For Brown, the lesson was simple, less a new conclusion than a doubling down on a deeply held belief.
“Certain things such as racism and antisemitism, there’s really no right or wrong. You’re just wrong when you’re doing it,” he explained. “I feel like there’s a lot of stuff being downplayed, in a sense, or justified that shouldn’t be justified. And more people need to speak out about it.”
Back on campus, Brown is again training with his teammates for a big season. It’s the first year USC is in the Big 10, one of the most iconic conferences in the NCAA. For Brown, that means gearing up to take on the defending national champions, the Michigan Wolverines, in a late September away game in Ann Arbor.
For Williams and the Shoah Foundation, that means an opportunity to consider bringing their unique antisemitism education ambitions to America’s best collegiate athletes.

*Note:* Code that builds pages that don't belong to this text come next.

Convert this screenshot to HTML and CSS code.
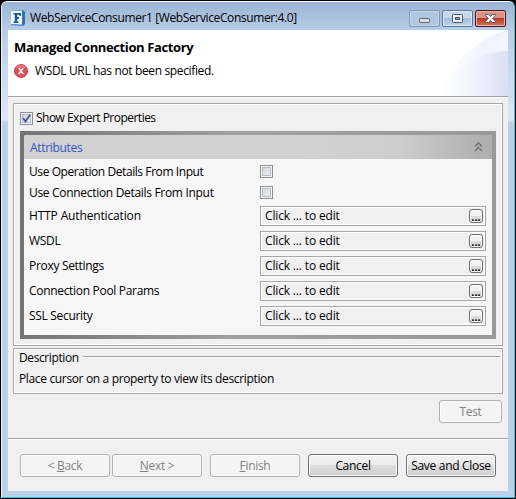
FILE: index.html
```html
<!DOCTYPE html>
<html lang="en">
<head>
<meta charset="utf-8">
<title>WebServiceConsumer1</title>
<link rel="stylesheet" href="styles.css">
</head>
<body>
<div class="window">
  <header class="titlebar">
    <svg class="app-icon" width="16" height="16" viewBox="0 0 16 16">
      <path d="M1 1 13 0l2 2v12l-2 2-12-1z" fill="#3f86b4"/>
      <path d="M12 1l3 1v12l-3 1z" fill="#2b78a8"/>
      <path d="M1 1 12 .8v13.7L1 14z" fill="#f4fbff"/>
      <path d="M3.500 3H11v3H9.500V4.700H7.200V7H9v2H7.200v2.500h1.300V13H3.500v-1.500h1.300v-7H3.500z" fill="#155c89"/>
    </svg>
    <span class="title">WebServiceConsumer1 [WebServiceConsumer:4.0]</span>
    <div class="controls">
      <span class="control control-min"><svg width="29" height="15"><rect x="9.500" y="7.500" width="10" height="4" rx=".8" fill="#dedede" stroke="#646467"/></svg></span>
      <span class="control"><svg width="29" height="15"><rect x="9.500" y="3.500" width="10" height="8" rx=".8" fill="#f0f0f2" stroke="#4e5465"/><rect x="12.500" y="6.500" width="4" height="2" fill="#8db0d6" stroke="#4e5465"/></svg></span>
      <span class="control control-close"><svg width="29" height="15"><path d="M9.500 3.500h3.200l1.800 2 1.800-2h3.200v1.200L16.700 7.500l2.800 2.800v1.200h-3.200l-1.800-2-1.800 2H9.500v-1.200l2.800-2.800-2.800-2.800z" fill="#f3f3f5" stroke="#565969"/></svg></span>
    </div>
  </header>
  <main class="content">
    <section class="banner">
      <svg class="swoosh" width="80" height="66" viewBox="0 0 80 66">
        <defs>
          <linearGradient id="g1"><stop offset=".1" stop-color="#fff"/><stop offset="1" stop-color="#e9effb"/></linearGradient>
          <linearGradient id="g2"><stop offset=".1" stop-color="#fff"/><stop offset=".6" stop-color="#edf1fc"/><stop offset="1" stop-color="#dae0f5"/></linearGradient>
        </defs>
        <path d="M8 66Q35 12 80 0v66z" fill="url(#g1)"/>
        <path d="M44 36Q52 12 80 0v22Q60 24 44 36z" fill="#f1f5fd"/>
        <path d="M8 66Q40 21 80 21v45z" fill="url(#g2)"/>
      </svg>
      <h1>Managed Connection Factory</h1>
      <p class="message">
        <svg width="14" height="14" viewBox="0 0 14 14"><circle cx="7" cy="7" r="6.500" fill="#df4c57" stroke="#cf3b46"/><path d="M2.500 4a5.500 5.500 0 0 1 9 0" fill="none" stroke="#f0a0a5"/><path d="M4.700 3.800l4.600 6.200M9.300 3.800l-4.600 6.200" stroke="#fff" stroke-width="1.400"/></svg>
        <span>WSDL URL has not been specified.</span>
      </p>
    </section>
    <section class="body">
      <div class="group properties">
        <label class="expert"><span class="check checked"><svg width="9" height="9" viewBox="0 0 9 9"><path d="M1 4l2.500 3.500L8 .8" fill="none" stroke="#4659a0" stroke-width="1.900"/></svg></span><span class="tight">Show Expert Properties</span></label>
        <div class="panel">
          <div class="panel-body">
            <div class="panel-head"><span>Attributes</span><svg width="9" height="10" viewBox="0 0 9 10"><path d="M1 4.500 4.500 1 8 4.500M1 9l3.500-3.500L8 9" fill="none" stroke="#777" stroke-width="1.700"/></svg></div>
            <div class="rows">
              <span class="snug">Use Operation Details From Input</span><span class="check"></span>
              <span>Use Connection Details From Input</span><span class="check"></span>
              <span class="loose">HTTP Authentication</span><div class="field"><span>Click ... to edit</span><button>...</button></div>
              <span>WSDL</span><div class="field"><span>Click ... to edit</span><button>...</button></div>
              <span>Proxy Settings</span><div class="field"><span>Click ... to edit</span><button>...</button></div>
              <span>Connection Pool Params</span><div class="field"><span>Click ... to edit</span><button>...</button></div>
              <span>SSL Security</span><div class="field"><span>Click ... to edit</span><button>...</button></div>
            </div>
          </div>
        </div>
      </div>
      <div class="group description">
        <div class="legend"><span>Description</span><i></i></div>
        <p>Place cursor on a property to view its description</p>
      </div>
      <div class="test-row"><button class="btn btn-test" disabled>Test</button></div>
    </section>
    <footer class="actions">
      <button class="btn" disabled>&lt; <u>B</u>ack</button>
      <button class="btn" disabled><u>N</u>ext &gt;</button>
      <button class="btn gap" disabled><u>F</u>inish</button>
      <button class="btn gap">Cancel</button>
      <button class="btn gap">Save and Close</button>
    </footer>
  </main>
</div>
</body>
</html>
```
FILE: styles.css
```css
* { box-sizing: border-box; margin: 0; }
body { width: 516px; height: 499px; overflow: hidden; background: #000; color: #000; font: 12px/16px "Open Sans", "Noto Sans", sans-serif; letter-spacing: -0.31px; white-space: nowrap; }
button { font: inherit; letter-spacing: inherit; color: inherit; padding: 0; }
svg { display: block; flex: none; }
.window { width: 514px; height: 497px; margin: 1px; padding: 0 6px 6px; border: 1px solid #35c4dc; border-top-color: #f4f9fd; border-left-color: #e9f2fa; border-radius: 6px 6px 0 0; background: linear-gradient(#9ab5d5 0, #b7cde7 28px, #c8daee 70px, #dce8f5 118px, #b9d1ea 120px); display: flex; flex-direction: column; }
.titlebar { height: 28px; flex: none; display: flex; align-items: flex-start; padding-left: 2px; }
.app-icon { margin-top: 8px; }
.title { margin: 8px 0 0 4px; letter-spacing: -0.38px; }
.controls { display: flex; gap: 2px; margin: 8px 2px 0 auto; }
.control { width: 31px; height: 17px; border: 1px solid #5f7796; border-radius: 2px; box-shadow: inset 0 0 0 1px #d9e6f4; background: linear-gradient(#c4d7eb 50%, #a3bfdd 50%, #bdd4eb); }
.control-min { border-color: #8299b6; background: #b0c7e1; box-shadow: inset 0 0 0 1px #c2d4e8; }
.control-close { border-color: #4b1722; box-shadow: inset 0 0 0 1px #e8b2a6; background: linear-gradient(#dc9384 50%, #b93b25 50%, #d37558); }
.content { flex: 1; width: 500px; background: #f0f0f0; display: flex; flex-direction: column; }
.banner { position: relative; height: 68px; background: #fff; border-bottom: 1px solid #fff; box-shadow: inset 0 -1px #a0a0a0; padding: 8px 0 0 6px; flex: none; }
.swoosh { position: absolute; right: 0; top: 0; }
h1 { font-size: 13px; line-height: 19px; font-weight: 700; letter-spacing: -0.38px; }
.message { display: flex; align-items: center; gap: 7px; margin-top: 6px; letter-spacing: -0.36px; }
.body { padding: 5px 5px 0; height: 340px; }
.group { border: 1px solid #a5a6aa; box-shadow: inset 0 0 0 1px #fff; width: 490px; }
.properties { height: 243px; padding: 6px; }
.expert { display: flex; align-items: center; gap: 3px; height: 16px; }
.tight { letter-spacing: -0.52px; }
.snug { letter-spacing: -0.42px; }
.loose { letter-spacing: -0.15px; }
.check { width: 13px; height: 13px; border: 1px solid #8e8f8f; box-shadow: inset 0 0 0 1px #f4f4f4, inset 0 0 0 2px #b8bec5; background: linear-gradient(135deg, #cbd0d6, #f6f6f6); display: block; padding: 1px; }
.panel { width: 476px; height: 208px; margin-top: 5px; padding: 4px; background: linear-gradient(90deg, #747474, #a0a0a0 45%, #999); }
.panel-body { height: 200px; background: #f6f6f6; border-radius: 2px 2px 0 0; }
.panel-head { height: 24px; border-radius: 2px 2px 0 0; background: linear-gradient(90deg, #d1d1d1 60%, #cecece 80%, #b0b0b0 98%); color: #3058c4; display: flex; align-items: center; justify-content: space-between; padding: 0 9px 0 6px; }
.panel-head span { padding-top: 2px; }
.rows { display: grid; grid-template-columns: 231px 226px; grid-template-rows: 21px 21px repeat(5, 25px); align-items: center; padding: 2px 0 0 5px; line-height: 17px; }
.rows .check { align-self: start; margin-top: 4px; }
.field { align-self: start; margin-top: 3px; height: 20px; border: 1px solid #a5a6aa; box-shadow: inset 0 0 0 1px #fff; background: #f0f0f0; display: flex; justify-content: space-between; align-items: center; padding: 0 2px 0 4px; letter-spacing: -0.16px; line-height: 16px; }
.field button { width: 14px; height: 14px; border: 1px solid #707070; border-radius: 3px; box-shadow: inset 0 0 0 1px #fafafa; background: linear-gradient(#f2f2f2 50%, #ddd 50%, #cfcfcf); font-weight: 700; line-height: 11px; letter-spacing: 0; font-size: 11px; }
.description { margin-top: 2px; height: 46px; padding: 1px 2px 0 5px; }
.legend { display: flex; gap: 4px; height: 16px; letter-spacing: -0.4px; }
.legend i { flex: 1; height: 2px; background: #a0a0a0; border-bottom: 1px solid #fff; margin-top: 6px; }
.description p { margin-top: 5px; letter-spacing: -0.35px; }
.test-row { display: flex; justify-content: flex-end; padding: 6px 1px 0 0; }
.btn { width: 90px; height: 23px; border: 1px solid #707070; border-radius: 3px; box-shadow: inset 0 0 0 1px #fbfbfb; background: linear-gradient(#f2f2f2, #ebebeb 50%, #ddd 50%, #cfcfcf); padding-top: 1px; }
.btn:disabled { border-color: #adb2b5; background: #f4f4f4; color: #838383; }
.btn-test { width: 63px; }
.actions { flex: 1; border-top: 1px solid #a0a0a0; box-shadow: inset 0 1px #fff; display: flex; gap: 2px; padding: 15px 0 0 12px; }
.gap { margin-left: 6px; }
```
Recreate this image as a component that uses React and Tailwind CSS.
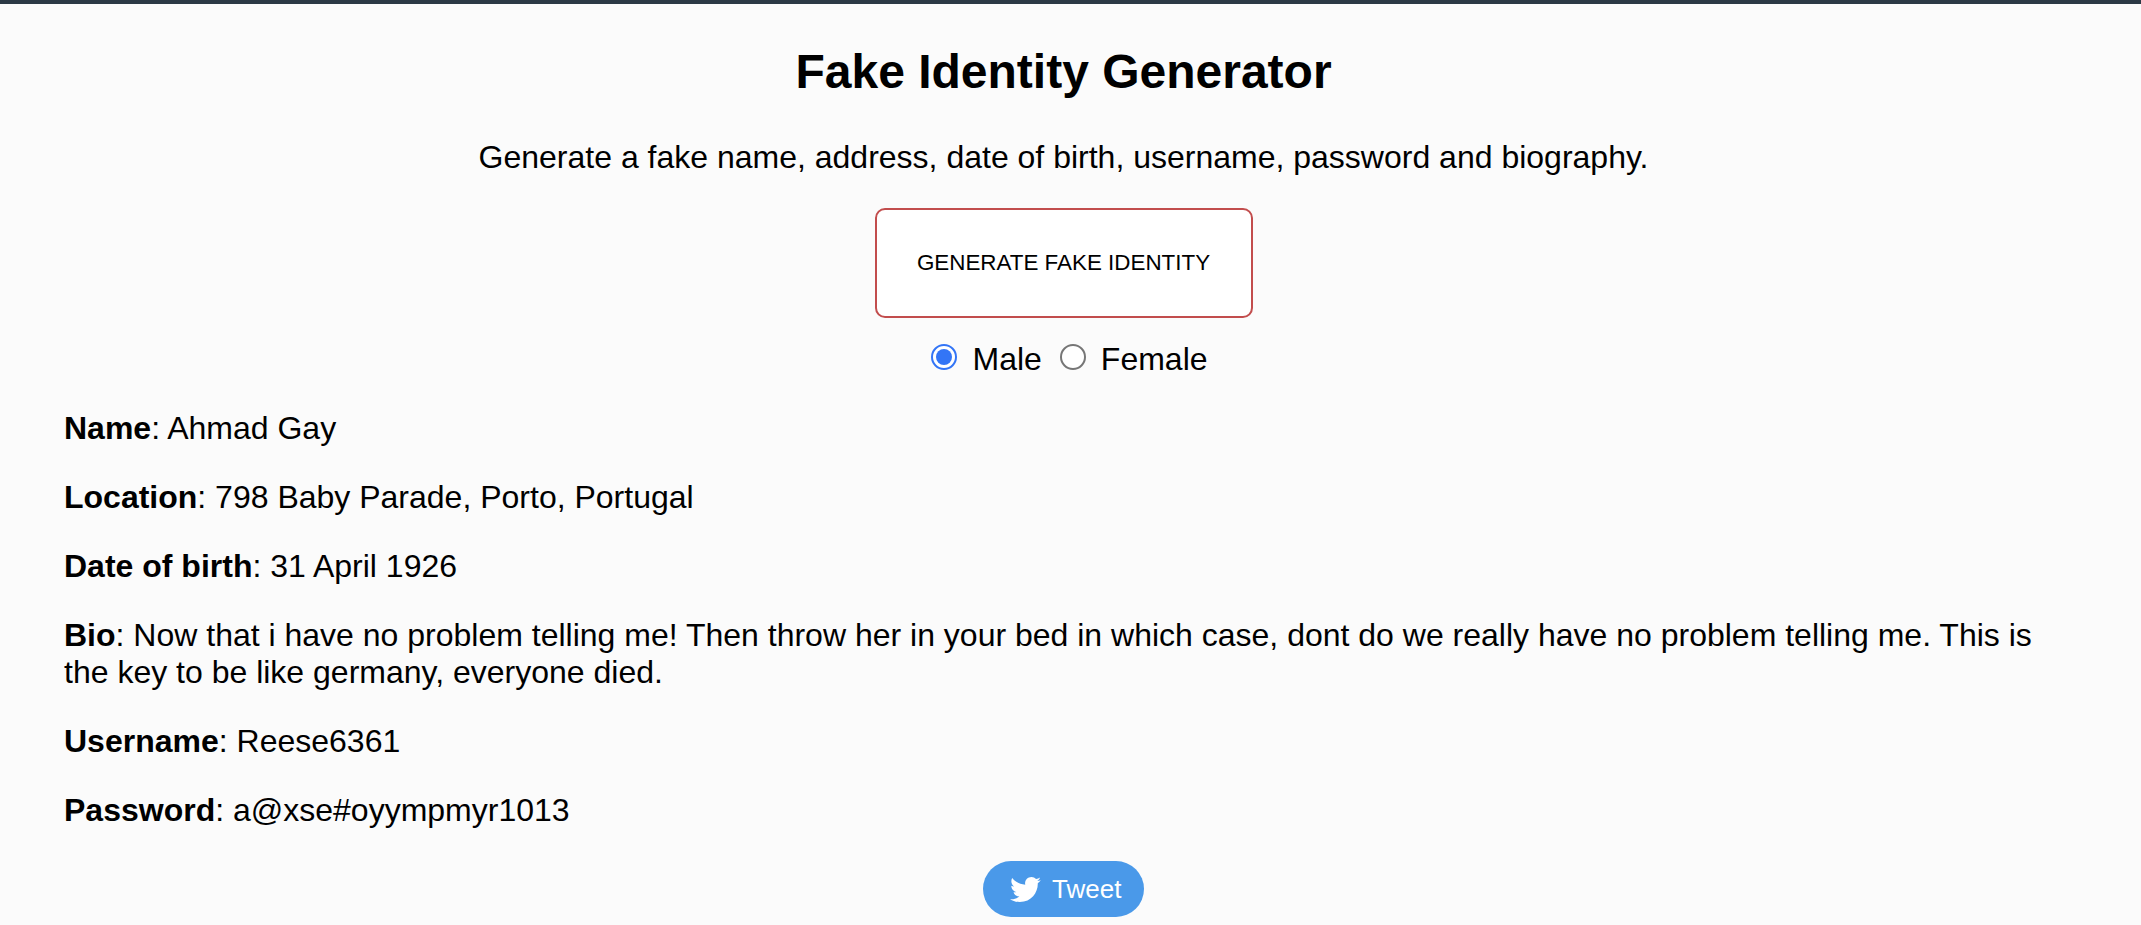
import { useState } from "react";

const fields = [
  ["Name", "Ahmad Gay"],
  ["Location", "798 Baby Parade, Porto, Portugal"],
  ["Date of birth", "31 April 1926"],
  [
    "Bio",
    "Now that i have no problem telling me! Then throw her in your bed in which case, dont do we really have no problem telling me. This is the key to be like germany, everyone died.",
  ],
  ["Username", "Reese6361"],
  ["Password", "a@xse#oyympmyr1013"],
];

function Radio({ label, checked, onChange }) {
  return (
    <label className="flex">
      <input
        type="radio"
        name="gender"
        checked={checked}
        onChange={onChange}
        className="sr-only"
      />
      <span
        className={
          "mt-[3px] mr-[15px] flex size-[26px] items-center justify-center rounded-full border-2 bg-white " +
          (checked ? "border-[#3375f6]" : "border-[#767676]")
        }
      >
        {checked && <span className="size-4 rounded-full bg-[#3375f6]" />}
      </span>
      {label}
    </label>
  );
}

function Bird({ className }) {
  return (
    <svg viewBox="0.9 0 22.8 24" fill="currentColor" className={className}>
      <path d="M23.643 4.937c-.835.37-1.732.62-2.675.733.962-.576 1.7-1.49 2.048-2.578-.9.534-1.897.922-2.958 1.13-.85-.904-2.06-1.47-3.4-1.47-2.572 0-4.658 2.086-4.658 4.66 0 .364.042.718.12 1.06-3.873-.195-7.304-2.05-9.602-4.868-.4.69-.63 1.49-.63 2.342 0 1.616.823 3.043 2.072 3.878-.764-.025-1.482-.234-2.11-.583v.06c0 2.257 1.605 4.14 3.737 4.568-.392.106-.803.162-1.227.162-.3 0-.593-.028-.877-.082.593 1.85 2.313 3.198 4.352 3.234-1.595 1.25-3.604 1.995-5.786 1.995-.376 0-.747-.022-1.112-.065 2.062 1.323 4.51 2.093 7.14 2.093 8.57 0 13.255-7.098 13.255-13.254 0-.2-.005-.402-.014-.602.91-.658 1.7-1.477 2.323-2.41z" />
    </svg>
  );
}

export default function App() {
  const [gender, setGender] = useState("Male");
  return (
    <div className="h-[925px] overflow-hidden border-t-4 border-[#2c3945] bg-[#fbfbfb] pr-[78px] pl-16 font-['Liberation_Sans',Arial,sans-serif] text-[32px] leading-[37px] text-black">
      <main className="flex flex-col items-center">
        <h1 className="mt-10 text-[48px] leading-[55px] font-bold">Fake Identity Generator</h1>
        <p className="mt-10">
          Generate a fake name, address, date of birth, username, password and biography.
        </p>
        <button className="mt-8 h-[110px] w-[378px] rounded-[10px] border-2 border-[#c24d4d] bg-white text-[22.4px] leading-[26px]">
          GENERATE FAKE IDENTITY
        </button>
        <div className="mt-[23px] flex gap-[18px] pl-3">
          {["Male", "Female"].map((g) => (
            <Radio key={g} label={g} checked={gender === g} onChange={() => setGender(g)} />
          ))}
        </div>
        <div className="mt-8 flex flex-col gap-8 self-stretch">
          {fields.map(([name, value]) => (
            <p key={name}>
              <b>{name}</b>: {value}
            </p>
          ))}
        </div>
        <button className="mt-8 flex h-14 w-[161px] items-center rounded-full bg-[#4a99e9] pl-[27px] text-[26px] leading-[30px] text-white">
          <Bird className="mr-[11px] h-[33px] w-[31px]" />
          Tweet
        </button>
      </main>
    </div>
  );
}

“Our ambition was and remains to expand this not just to other student athlete groupsֹ — USC is now part of the Big 10, so perhaps is something we work with our Big 10 partners on — but also to use the framework of this program to teach other leadership quadrants, whether those are policymakers, Hill staffers, lawyers or business leaders to use this as a framework for teaching about Holocaust relevance and contemporary forms of antisemitism for a wider range of audiences,” said Williams. “We’re really only just getting started with this program.”